3 Get the right gear
Cycling is an excellent low-impact cardiovascular workout, but don't let niggles and avoidable discomforts derail your fitness goals, advises Aidan Hammond, who is a level three Cycling Ireland Coach and founder of bikefittingireland.ie.
Be prepared for all weather conditions and don't be put off by the idea of wearing lycra - you don't have to. "There's some nice lightweight commuter clothing out there," he says.
Most importantly, he advises getting "the best bike you can afford. You don't need to be spending thousands on a bike, but get something that is comfortable and not too heavy, that you can enjoy riding.
"For commuters, the Cycle to Work scheme allows you to spend up to €1,000 on a bike and get up to €500 off the cost through the tax incentive, so you can get a slightly better bike than you would normally.
"For commuting, the bike needs to be robust, so I would say go for a good hybrid bike. Or a racing bike with wider tyres than normal," he says.
"I'd certainly get the shop to have a look at the customer on the bike to makes sure they have a good position on the bike."
One of the things he commonly sees with beginners is a saddle that is too low. "When you are doing slightly longer cycling, it can give you knee problems or back problems to have the saddle too low."
4 Bike smart
A tiny bit of forward planning makes a big difference when it comes to staying committed, challenged and maintaining motivation to cycling to work. Hammond recommends varying your routes "just to make it a bit different so that you're not doing the same thing day in, day out."
Once you've got comfortable with the direct journey to and from work, you can add in some extra challenges, says Hammond. Choose a couple of days a week to add in an extra hill somewhere, or, for example, a couple of loops of Howth Head or the Phoenix Park. It may only be an extra 30 minutes or so onto the commute, but it makes a big difference over a year if you are doing that kind of stuff.
"Or on a flatter route you might add in some sprints," suggests Hammond. "Do five minutes fast, alternated with five minutes easy. Just to push the fitness out a little bit. Over about eight to 10 weeks you see big, big differences in your fitness levels."
5 Stay dynamic when stuck in traffic
Even gridlock is no excuse to rest on your laurels. "Many modern cars have an automatic switch off where the engine stops when you are at a standstill to save fuel. Use the time by pulling your knees up while keeping your hands on the steering wheel and pedalling them, just like you are pedalling a bike," suggest Cathy. Or if you're definitely not moving for a while, you could put your seat back and do some back extensions, going forwards with the muscle engaged, and then leaning back. Always make sure it is safe to do so.
6 Carry a load
Skip the internet shop or the weekly stock-up at the supermarket, suggests Cathy Soraghan. Instead, make popping into the grocery shop a ritual at the end of the work day and carry your bags home to add a bit of weight-bearing exercise to the walk. "You can do bicep curls with your shopping bags on the way up the road."

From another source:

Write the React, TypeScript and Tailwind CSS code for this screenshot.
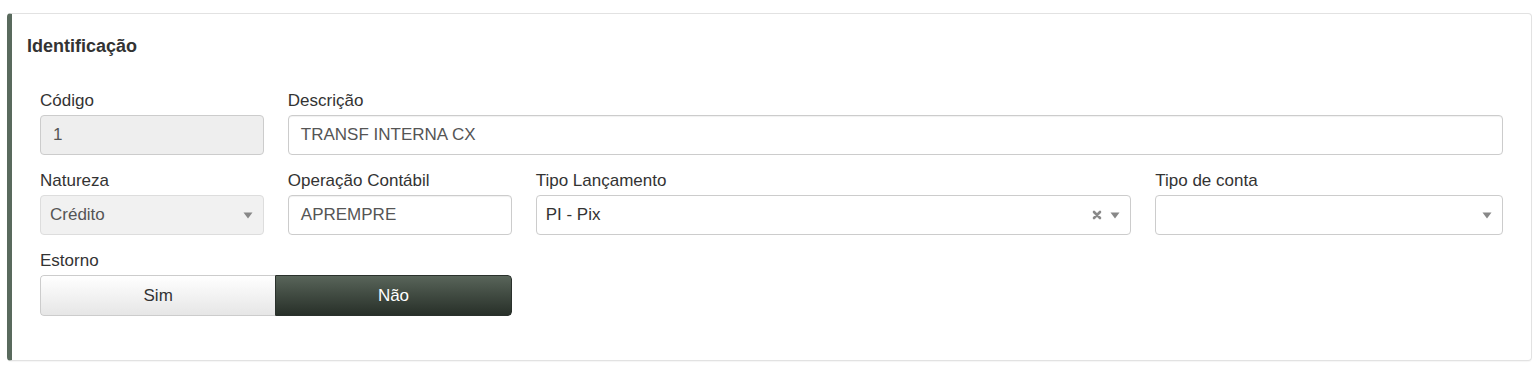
import React from "react";

const font = { fontFamily: '"Liberation Sans", Arial, sans-serif' };

function Label({ children }: { children: React.ReactNode }) {
  return <div className="h-5 mb-1 text-[17px] leading-5 text-[#333]">{children}</div>;
}

function Caret() {
  return (
    <svg width="10" height="7" viewBox="0 0 10 7" className="shrink-0">
      <path d="M0.5 0.5h9L5 6.5z" fill="#888" />
    </svg>
  );
}

function Clear() {
  return (
    <svg width="10" height="10" viewBox="0 0 10 10" className="shrink-0">
      <path d="M2 2l6 6M8 2l-6 6" stroke="#8a8a8a" strokeWidth="2.6" strokeLinecap="round" />
    </svg>
  );
}

export default function App() {
  return (
    <div className="bg-white min-h-screen pt-[13px] pl-[7px] pr-2" style={font}>
      <div className="border border-[#e2e2e2] border-l-[5px] border-l-[#596a5d] rounded-[4px] shadow-[0_1px_1px_rgba(0,0,0,0.04)] h-[348px]">
        {/* cabeçalho */}
        <div className="pt-5 pl-[15px] h-6 box-content text-[18px] leading-6 font-bold text-[#333]">
          Identificação
        </div>

        <div className="px-7 pt-[33px] grid grid-cols-12 gap-x-6">
          <div className="col-span-2 mb-4">
            <Label>Código</Label>
            <div className="h-10 rounded-[4px] border border-[#ccc] bg-[#eee] px-3 flex items-center text-[17px] text-[#555]">
              1
            </div>
          </div>
          <div className="col-span-10 mb-4">
            <Label>Descrição</Label>
            <div className="h-10 rounded-[4px] border border-[#ccc] bg-white px-3 flex items-center text-[17px] text-[#555] shadow-[inset_0_1px_1px_rgba(0,0,0,0.06)]">
              TRANSF INTERNA CX
            </div>
          </div>

          <div className="col-span-2 mb-4">
            <Label>Natureza</Label>
            <div className="h-10 rounded-[4px] border border-[#ddd] bg-[#f1f1f1] pl-[9px] pr-[10px] flex items-center justify-between text-[17px] text-[#555]">
              <span>Crédito</span>
              <Caret />
            </div>
          </div>
          <div className="col-span-2 mb-4">
            <Label>Operação Contábil</Label>
            <div className="h-10 rounded-[4px] border border-[#ccc] bg-white px-3 flex items-center text-[17px] text-[#555] shadow-[inset_0_1px_1px_rgba(0,0,0,0.06)]">
              APREMPRE
            </div>
          </div>
          <div className="col-span-5 mb-4">
            <Label>Tipo Lançamento</Label>
            <div className="h-10 rounded-[4px] border border-[#ccc] bg-white pl-[9px] pr-[10px] flex items-center text-[17px] text-[#333]">
              <span className="flex-1">PI - Pix</span>
              <div className="flex items-center gap-2">
                <Clear />
                <Caret />
              </div>
            </div>
          </div>
          <div className="col-span-3 mb-4">
            <Label>Tipo de conta</Label>
            <div className="h-10 rounded-[4px] border border-[#ccc] bg-white pl-[9px] pr-[10px] flex items-center justify-end">
              <Caret />
            </div>
          </div>

          <div className="col-span-4">
            <Label>Estorno</Label>
            <div className="flex h-[41px] rounded-[4px] overflow-hidden text-[17px]">
              <button className="flex-1 border border-r-0 border-[#ccc] rounded-l-[4px] bg-gradient-to-b from-white to-[#e6e6e6] text-[#333]">
                Sim
              </button>
              <button className="flex-1 border border-[#2a312c] rounded-r-[4px] bg-gradient-to-b from-[#59655a] to-[#283029] text-white">
                Não
              </button>
            </div>
          </div>
        </div>
      </div>
    </div>
  );
}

7 Tone your tum on the bus
Exercise discreetly on the Luas or the bus by working your core. Engage the abdominal muscle by breathing in, says Cathy. Keep your shoulders down - don't allow them to rise up as you inhale, so that you are breathing from the bottom of your stomach. Pull in your belly button towards your back and then exhale out." The secret, she adds, "is that you don't let the belly button out when you exhale, so you don't let the muscle flop. Start by doing it for a count of four or five breaths and then repeat, building up the reps over time."
8 Get there on twinkle toes
Make like a ballet dancer and trip along to work on your tip toes to increase calf strength. "You're literally just going up onto your toes when you are walking and then back down again" says Cathy, who warns that sensible shoes are a must for this exercise. "You're not going to continue it for too long, because you'll tire the calves quite quickly, but you can do it intermittently with your normal stride."
9 Remember to rest
Don't be afraid to take days off. Rest is important, emphasises Aidan Hammond. When you are new to cycling, people feel tired sometimes, and they are nearly afraid to take a day off. He suggests starting out by taking the bike "every second day at first, and gradually building it up to every day".
10 Stay motivated
Tracking your progress is a key way to maintaining motivation. Use the step counter on your phone if you're walking to work to keep track of what you've achieved. Or, suggests Hammond, turn the commute into a race against yourself. "Pick a hill and time yourself from the bottom to the top over four weeks. You might see an improvement in your time over the month. Obviously depending on the weather conditions, you might do it with a tailwind one day and a headwind the next. But it's just a rough guide."